In Part XII of the novel Dr. Zhivago, the title character finds himself encamped in the Siberian wilderness with a detachment of troops. The winter is coming on fast. He observes this:
At the way out of the clearing and the forest, which was autumnally bare and could be seen through, as if the gates had been thrown open upon its emptiness, there grew a solitary, beautiful, rust-red-leafed rowan tree, the only one of the trees to keep its foliage. It grew on a mound above a low, hummocky bog, and reached right up into the sky, into the dark lead of the prewinter inclemency, the flatly widening corycombs of its head, brightly glowing berries. Small winter birds, bullfinches and tomtits, with plumage bright as frosty dawns, settled on the rowan tree, slowly and selectively pecked the larger berries, and, thrusting up their little heads and stretching their necks, swallowed them with effort.
Some living intimacy was established between the birds and the tree. As if the rowan saw it all, resisted for a long time, then surrendered, taking pity on the little birds, yielded, unbuttoned herself, and gave them the breast, like a nurse to a baby. ‘Well, what can I do with you? Go on, eat me, eat me. Feed yourselves.’ And she smiled.
Mother Earth, coursing with vigor and life, even in the Siberian winter.

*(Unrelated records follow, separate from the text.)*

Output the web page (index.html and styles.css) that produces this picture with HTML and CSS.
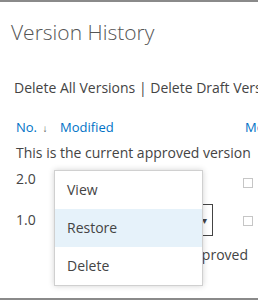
FILE: index.html
```html
<!DOCTYPE html>
<html lang="en">
<head>
    <meta charset="UTF-8">
    <title>Version History</title>
    <link rel="stylesheet" href="styles.css">
</head>
<body>
<div class="dialog">
    <h1 class="title">Version History</h1>

    <div class="actions">
        <a href="#">Delete All Versions</a> | <a href="#">Delete Draft Versions</a>
    </div>

    <div class="grid">
        <div class="row head">
            <span class="col-no">No. <span class="sort">&#8595;</span></span>
            <span class="col-mod">Modified</span>
            <span class="col-by">Modified By</span>
        </div>
        <div class="row note">This is the current approved version</div>
        <div class="row first">
            <span class="col-no">2.0</span>
            <span class="col-mod"><a href="#">10/2/2013 4:12 PM</a></span>
            <span class="col-by"><span class="check"></span></span>
        </div>
        <div class="row">
            <span class="col-no">1.0</span>
            <span class="col-mod"><span class="picker">10/1/2013 9:30 AM <span class="caret">&#9662;</span></span></span>
            <span class="col-by"><span class="check"></span></span>
        </div>
        <div class="row note indent">This version was approved</div>
    </div>

    <ul class="menu">
        <li>View</li>
        <li class="active">Restore</li>
        <li>Delete</li>
    </ul>
</div>
</body>
</html>
```

FILE: styles.css
```css
* {
    margin: 0;
    padding: 0;
    box-sizing: border-box;
}

body {
    font-family: 'Open Sans', 'Liberation Sans', sans-serif;
    font-size: 14px;
    color: #444;
    background: #fff;
    overflow: hidden;
}

a {
    color: #444;
    text-decoration: none;
}

.dialog {
    position: relative;
    height: 300px;
    border-top: 2px solid #8a8a8a;
    border-bottom: 2px solid #8a8a8a;
    white-space: nowrap;
    overflow: hidden;
}

.title {
    font-size: 21px;
    font-weight: 300;
    color: #555;
    padding: 15px 0 0 11px;
    line-height: 30px;
}

.actions {
    padding: 31px 0 0 14px;
    line-height: 20px;
}

.grid {
    padding: 19px 0 0 16px;
}

.row {
    display: flex;
    align-items: center;
    height: 32px;
    line-height: 20px;
}

.row > span {
    flex-shrink: 0;
}

.row.head {
    height: 20px;
    color: #0072c6;
    font-size: 13px;
}

.row.first {
    height: 35px;
    align-items: flex-start;
}

.row.note {
    height: 32px;
}

.row.indent {
    height: 38px;
    padding-left: 59px;
}

.col-no {
    width: 44px;
}

.col-mod {
    width: 183px;
}

.head .col-by {
    padding-left: 2px;
}

.sort {
    font-size: 10px;
    color: #555;
    margin-left: 2px;
}

.picker {
    display: inline-flex;
    align-items: center;
    justify-content: space-between;
    width: 153px;
    height: 32px;
    padding: 0 5px 0 4px;
    border: 1px solid #444;
}

.caret {
    font-size: 10px;
}

.check {
    display: inline-block;
    width: 10px;
    height: 10px;
    border: 1px solid #c6c6c6;
    vertical-align: middle;
}

.first .check {
    margin-top: 6px;
}

.menu {
    position: absolute;
    left: 54px;
    top: 168px;
    width: 149px;
    list-style: none;
    background: #fff;
    border: 1px solid #d0d0d0;
    box-shadow: 0 0 6px rgba(0, 0, 0, 0.18);
    font-size: 14px;
}

.menu li {
    height: 38px;
    line-height: 38px;
    padding-left: 12px;
}

.menu li.active {
    background: #e6f2fa;
}
```
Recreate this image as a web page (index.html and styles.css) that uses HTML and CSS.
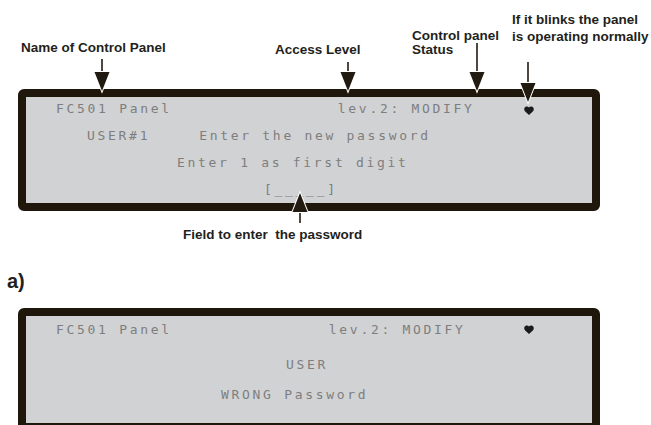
FILE: index.html
```html
<!DOCTYPE html>
<html>
    <head>
        <meta charset="utf-8">
        <title>FC501 Panel - password screens</title>
        <link rel="stylesheet" href="styles.css">
    </head>
    <body>
        <div class="figure">
            <!-- callouts over the display -->
            <span class="callout callout-name">Name of Control Panel</span>
            <span class="callout callout-level">Access Level</span>
            <span class="callout callout-status">Control panel<br>Status</span>
            <span class="callout callout-blink">If it blinks the panel<br>is operating normally</span>

            <svg class="arrows" width="651" height="240" viewBox="0 0 651 240">
                <g stroke="#211a10" stroke-width="1.6">
                    <line x1="102" y1="59" x2="102" y2="74"/>
                    <line x1="348" y1="62" x2="348" y2="74"/>
                    <line x1="477" y1="43" x2="477" y2="74"/>
                    <line x1="528" y1="62" x2="528" y2="85"/>
                    <line x1="300" y1="210" x2="300" y2="223"/>
                </g>
                <g fill="#211a10" stroke="#fff" stroke-width="2" stroke-linejoin="miter" paint-order="stroke">
                    <polygon points="94.5,72 109.5,72 102,91"/>
                    <polygon points="340.5,72 355.5,72 348,91"/>
                    <polygon points="469.5,72 484.5,72 477,91"/>
                    <polygon points="520.5,83 535.5,83 528,102"/>
                    <polygon points="292.5,212 307.5,212 300,193"/>
                </g>
            </svg>

            <div class="lcd lcd-first">
                <div class="row">
                    <span class="name">FC501 Panel</span>
                    <span class="level">lev.2: MODIFY</span>
                    <svg class="beat" width="10" height="9" viewBox="0 0 10 9"><path d="M5 9 L1.2 5.6 C-0.4 4.1 0 1.1 2.2 0.5 C3.4 0.2 4.4 0.7 5 1.5 C5.6 0.7 6.6 0.2 7.8 0.5 C10 1.1 10.4 4.1 8.8 5.6 Z"/></svg>
                </div>
                <div class="row">
                    <span class="user">USER#1</span>
                    <span class="prompt">Enter the new password</span>
                </div>
                <div class="row">
                    <span class="hint">Enter 1 as first digit</span>
                </div>
                <div class="row">
                    <span class="field">[_____]</span>
                </div>
            </div>

            <p class="caption">Field to enter&nbsp; the password</p>
            <p class="fig-label">a)</p>

            <div class="lcd lcd-second">
                <div class="row">
                    <span class="name">FC501 Panel</span>
                    <span class="level">lev.2: MODIFY</span>
                    <svg class="beat" width="10" height="9" viewBox="0 0 10 9"><path d="M5 9 L1.2 5.6 C-0.4 4.1 0 1.1 2.2 0.5 C3.4 0.2 4.4 0.7 5 1.5 C5.6 0.7 6.6 0.2 7.8 0.5 C10 1.1 10.4 4.1 8.8 5.6 Z"/></svg>
                </div>
                <div class="row row-user">
                    <span class="who">USER</span>
                </div>
                <div class="row row-wrong">
                    <span class="wrong">WRONG Password</span>
                </div>
            </div>
        </div>
    </body>
</html>
```

FILE: styles.css
```css
html {
    background-color: #fff;
}
body {
    margin: 0;
    width: 651px;
    height: 425px;
    overflow: hidden;
    font-family: "Liberation Sans", Arial, sans-serif;
    color: #231f20;
}
.figure {
    position: relative;
    padding-top: 89px;
}

/* callouts */
.callout {
    position: absolute;
    font-weight: bold;
    font-size: 13.5px;
    line-height: 14px;
    white-space: nowrap;
}
.callout-name {
    left: 21px;
    top: 41px;
}
.callout-level {
    left: 275px;
    top: 43px;
}
.callout-status {
    left: 412px;
    top: 29px;
}
.callout-blink {
    left: 512px;
    top: 11px;
    line-height: 17px;
}
.arrows {
    position: absolute;
    left: 0;
    top: 0;
    z-index: 2;
    pointer-events: none;
}

/* lcd display */
.lcd {
    box-sizing: border-box;
    width: 582px;
    margin-left: 18px;
    border: 8px solid #1f170b;
    border-radius: 6px;
    background-color: #d1d2d4;
    font-family: "DejaVu Sans Mono", "Liberation Mono", monospace;
    font-size: 13px;
    letter-spacing: 2.7px;
    color: #7e7e7e;
    display: flex;
    flex-direction: column;
}
.lcd-first {
    height: 122px;
    padding-top: 2px;
    gap: 7px;
}
.lcd-second {
    height: 123px;
    padding-top: 4px;
}
.row {
    display: flex;
    align-items: flex-start;
    height: 20px;
    line-height: 20px;
    white-space: pre;
}
.beat {
    fill: #1a1a1a;
    margin-top: 7px;
}
.name {
    margin-left: 30px;
}
.lcd-first .level {
    margin-left: 166px;
}
.lcd-first .beat {
    margin-left: 49px;
}
.user {
    margin-left: 61px;
}
.prompt {
    margin-left: 49px;
}
.hint {
    margin-left: 151px;
}
.field {
    margin-left: 238px;
}
.lcd-second .level {
    margin-left: 157px;
}
.lcd-second .beat {
    margin-left: 58px;
    margin-top: 5px;
}
.row-user {
    margin-top: 15px;
}
.row-wrong {
    margin-top: 10px;
}
.who {
    margin-left: 260px;
}
.wrong {
    margin-left: 195px;
}

.caption {
    margin: 17px 0 0 183px;
    font-weight: bold;
    font-size: 13.5px;
    line-height: 14px;
}
.fig-label {
    margin: 29px 0 17px 7px;
    font-weight: bold;
    font-size: 20px;
    line-height: 20px;
}
```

What are we human beings made of? It is in fact impossible for us to imagine ourselves, to conceive of ourselves at all, without including our earthen bodies in the picture.
Ephesians 6 offers a perfect case in point. St. Paul is talking about purely spiritual matters. Fighting the devil, truth, righteousness, peace, faith. And yet he cannot do so without painting an image of the human body, “armored” from head to toe.
The Apostolic See of Rome rarely intervenes to lay down laws regarding Christian burial. The last time the Vatican made a ruling in this area was over fifty years ago. But the See of Peter has spoken definitively to us this month, to remind us of this crucial fact:
We believe in the resurrection of the body. We believe that Mother Earth will give up her dead on the last day, and the bodies of the saints will stride forth with the fullness of life. God pours forth life to these earthen bodies of ours as surely as the rowan tree in Dr. Zhivago fed the winter birds.
We must bury our dead with this fact in the forefront of our minds. As the instruction puts it: Burying the bodies of the deceased shows greater esteem for them than does cremation.
Or course God will raise the bodies of the dead who have been cremated, or whose bodies have been lost–He’s omnipotent; He can manage it.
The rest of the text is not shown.